All lines featuring the string "that" are to be listed.

Records contained in a dataset:
— start —
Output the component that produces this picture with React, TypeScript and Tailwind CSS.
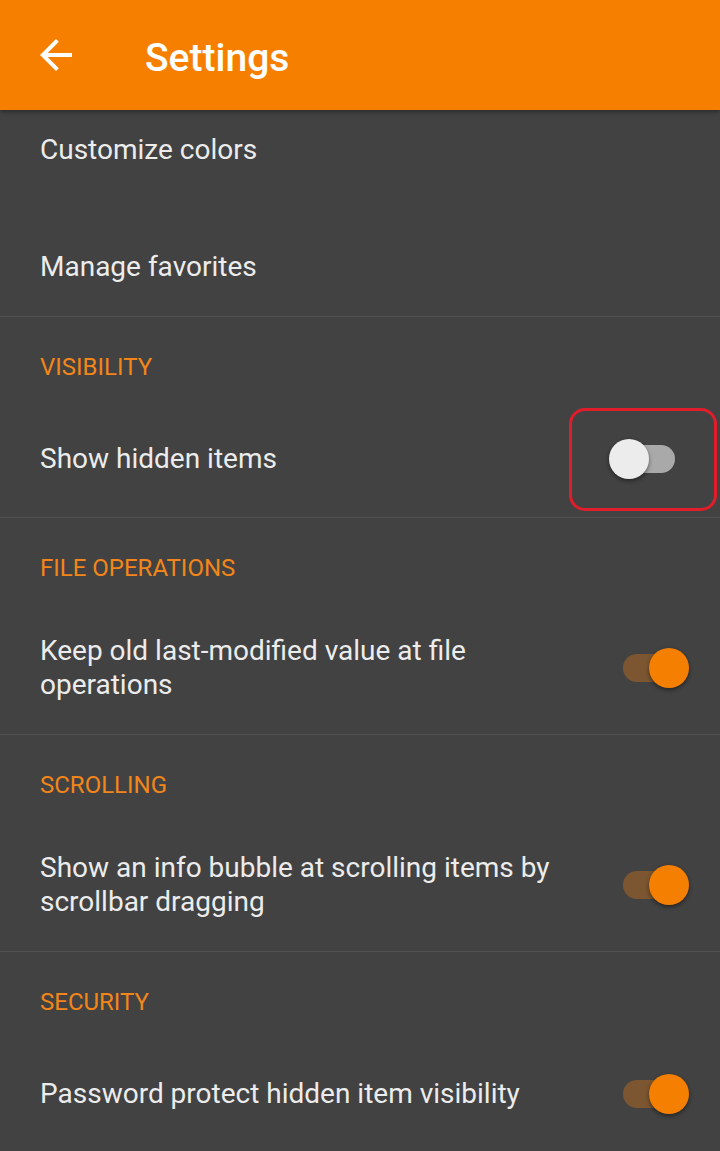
import React from 'react';

function Toggle({ on }: { on: boolean }) {
  return (
    <div className={`relative h-10 w-[66px] shrink-0 ${on ? 'mr-[31px]' : 'mr-[45px]'}`}>
      <div
        className={`absolute top-1/2 -translate-y-1/2 h-[28px] rounded-full ${
          on ? 'left-0 right-[4px] bg-[#7c5631]' : 'left-[4px] right-0 bg-[#a9a9a9]'
        }`}
      />
      <div
        className={`absolute top-0 h-10 w-10 rounded-full shadow-[0_2px_4px_rgba(0,0,0,0.45)] ${
          on ? 'right-0 bg-[#f57f00]' : 'left-0 bg-[#ececec]'
        }`}
      />
    </div>
  );
}

function Section({ title, children, last }: { title: string; children: React.ReactNode; last?: boolean }) {
  return (
    <div className={last ? '' : 'border-b border-[#515151]'}>
      <div className="h-[84px] pt-[36px] pl-10 text-[24px] leading-[28px] text-[#f2861a]">{title}</div>
      {children}
    </div>
  );
}

function ToggleRow({ label, on, highlight }: { label: string; on: boolean; highlight?: boolean }) {
  return (
    <div className="relative flex min-h-[116px] items-center justify-between py-[32px] pl-10">
      <div className="max-w-[560px] text-[28px] leading-[34px] text-[#ececec]">{label}</div>
      <Toggle on={on} />
      {highlight && (
        <div className="absolute top-[7px] bottom-[6px] right-[3px] w-[148px] rounded-[16px] border-[3px] border-[#e11d2a]" />
      )}
    </div>
  );
}

export default function App() {
  return (
    <div className="h-[1151px] w-[720px] overflow-hidden bg-[#424242] font-['Roboto',sans-serif]">
      <header className="relative z-10 flex h-[110px] items-center bg-[#f77f00] shadow-[0_2px_4px_rgba(0,0,0,0.35)]">
        <svg className="ml-8 h-12 w-12" viewBox="0 0 24 24" fill="white">
          <path d="M20 11H7.83l5.59-5.59L12 4l-8 8 8 8 1.41-1.41L7.83 13H20v-2z" />
        </svg>
        <h1 className="ml-[65px] pt-[6px] text-[39px] font-medium leading-[44px] text-white">Settings</h1>
      </header>

      <div className="border-b border-[#515151] pt-[23px] pb-[32px] pl-10 text-[28px] leading-[34px] text-[#ececec]">
        <div>Customize colors</div>
        <div className="mt-[83px]">Manage favorites</div>
      </div>

      <Section title="VISIBILITY">
        <ToggleRow label="Show hidden items" on={false} highlight />
      </Section>
      <Section title="FILE OPERATIONS">
        <ToggleRow label="Keep old last-modified value at file operations" on />
      </Section>
      <Section title="SCROLLING">
        <ToggleRow label="Show an info bubble at scrolling items by scrollbar dragging" on />
      </Section>
      <Section title="SECURITY" last>
        <ToggleRow label="Password protect hidden item visibility" on />
      </Section>
    </div>
  );
}
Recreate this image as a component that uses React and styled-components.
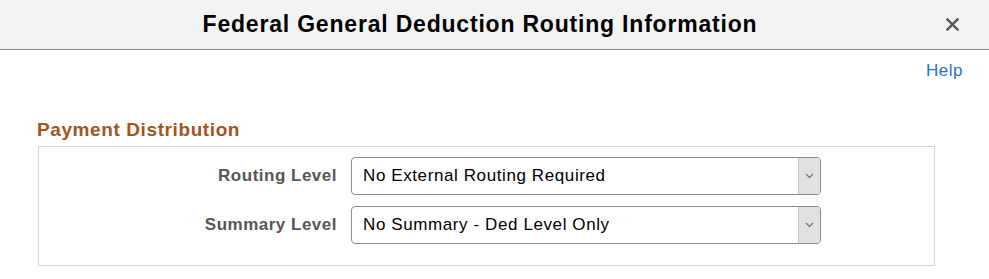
import React from 'react';
import styled, { createGlobalStyle } from 'styled-components';

const rows = [
  { label: 'Routing Level', value: 'No External Routing Required' },
  { label: 'Summary Level', value: 'No Summary - Ded Level Only' },
];

function App() {
  return (
    <>
      <GlobalStyle />
      <Page>
        <TitleBar>
          <Title>Federal General Deduction Routing Information</Title>
          <CloseButton aria-label="Close">
            <svg width="13" height="13" viewBox="0 0 13 13">
              <path d="M1.5 1.5 L11.5 11.5 M11.5 1.5 L1.5 11.5" stroke="#555" strokeWidth="2.4" strokeLinecap="square" />
            </svg>
          </CloseButton>
        </TitleBar>

        <HelpRow>
          <HelpLink href="#">Help</HelpLink>
        </HelpRow>

        <Section>
          <SectionTitle>Payment Distribution</SectionTitle>
          <Box>
            {rows.map((r) => (
              <React.Fragment key={r.label}>
                <Label>{r.label}</Label>
                <Select>
                  <SelectText>{r.value}</SelectText>
                  <Arrow>
                    <svg width="9" height="6" viewBox="0 0 9 6">
                      <path d="M1 1 L4.5 4.5 L8 1" fill="none" stroke="#707070" strokeWidth="1.2" />
                    </svg>
                  </Arrow>
                </Select>
              </React.Fragment>
            ))}
          </Box>
        </Section>
      </Page>
    </>
  );
}

const GlobalStyle = createGlobalStyle`
  body {
    margin: 0;
    background: #fff;
    font-family: "Liberation Sans", Arial, sans-serif;
  }
`;

const Page = styled.div`
  width: 989px;
  height: 279px;
  overflow: hidden;
`;

const TitleBar = styled.div`
  display: grid;
  height: 49px;
  align-items: center;
  background: #f3f3f3;
  border-bottom: 1px solid #7f858b;
`;

const Title = styled.h1`
  grid-area: 1 / 1;
  margin: 0;
  padding-right: 29px;
  text-align: center;
  font-size: 23px;
  letter-spacing: 0.8px;
  font-weight: bold;
  color: #000;
`;

const CloseButton = styled.button`
  grid-area: 1 / 1;
  justify-self: end;
  margin-right: 30px;
  padding: 0;
  border: none;
  background: none;
  display: flex;
  cursor: pointer;
`;

const HelpRow = styled.div`
  display: flex;
  justify-content: flex-end;
  padding: 12px 26px 0 0;
`;

const HelpLink = styled.a`
  font-size: 17px;
  letter-spacing: 0.5px;
  line-height: 18px;
  color: #2b74c8;
  text-decoration: none;
`;

const Section = styled.div`
  margin: 39px 54px 0 38px;
`;

const SectionTitle = styled.h2`
  margin: 0 0 5px -1px;
  font-size: 19px;
  letter-spacing: 0.6px;
  line-height: 22px;
  font-weight: bold;
  color: #a3551b;
`;

const Box = styled.div`
  display: grid;
  grid-template-columns: 298px 470px;
  column-gap: 14px;
  row-gap: 11px;
  align-items: center;
  padding: 10px 0 21px;
  border: 1px solid #d3d6da;
`;

const Label = styled.div`
  text-align: right;
  font-size: 17px;
  letter-spacing: 0.5px;
  font-weight: bold;
  color: #565656;
`;

const Select = styled.div`
  display: flex;
  align-items: stretch;
  height: 38px;
  box-sizing: border-box;
  border: 1px solid #878c91;
  border-radius: 4px;
  overflow: hidden;
  background: #fff;
`;

const SelectText = styled.div`
  flex: 1;
  display: flex;
  align-items: center;
  padding-left: 11px;
  font-size: 17px;
  letter-spacing: 0.6px;
  color: #000;
`;

const Arrow = styled.div`
  width: 21px;
  display: flex;
  align-items: center;
  justify-content: center;
  background: #e1e1e1;
  border-left: 1px solid #c4c4c4;
`;

export default App;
— end —
§ Response:
Output the component that produces this picture with React, TypeScript and Tailwind CSS.
Recreate this image as a component that uses React and styled-components.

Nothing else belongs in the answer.